For a while, they were going to bed at different times to avoid sex, each thinking the other was to blame. But when they began to talk, they realized they were both at fault. Jane says her sex drive had dropped because she was experiencing pain during intercourse and lacked a sense of overall well-being, and her husband had felt rejected. Once they stopped blaming each other and started communicating, they were able to take steps to recapture a satisfying sex life.

Jane says it took a lot of prodding to get her husband to read the educational materials she brought home to help him understand what she was going through, but he gradually became more supportive--and even began to share his own concerns about aging as they confronted her midlife transition together.
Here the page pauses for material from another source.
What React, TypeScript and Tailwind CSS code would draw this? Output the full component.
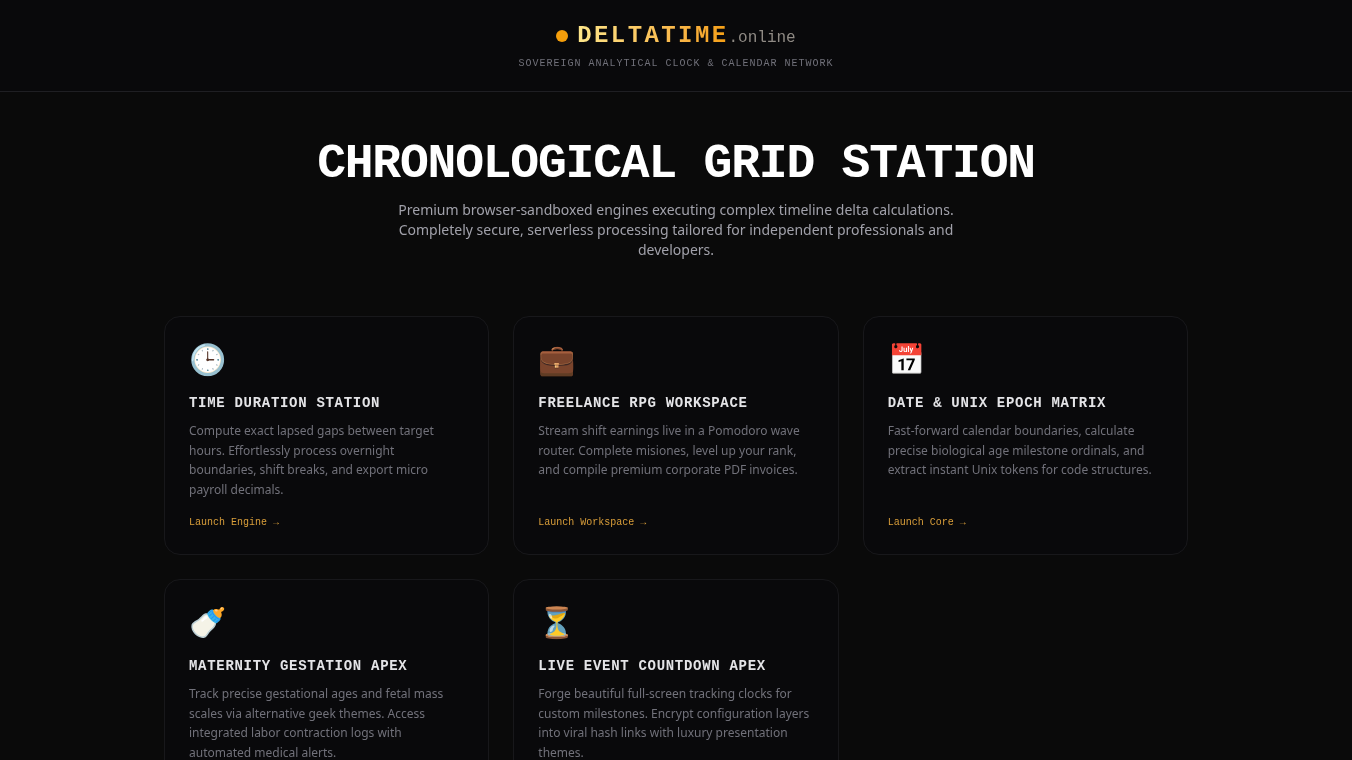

Jane cautions women against expecting too much from their husbands, however. “My husband isn’t going to sit and cry with me, and I’m not sure he needs to,” she says, noting that women can go to support groups for that kind of empathy. “It’s just nice to have him there and know he cares.”

She’s also grateful that he doesn’t seem to be threatened by the signs that she is emerging from her midlife passage with what anthropologist Margaret Mead called postmenopausal zest. “I’m so excited about the years to come,” Jane says. “I have a whole world out there that I haven’t explored. Five years ago, I felt I had missed my chance. Now I feel it’s out there waiting.”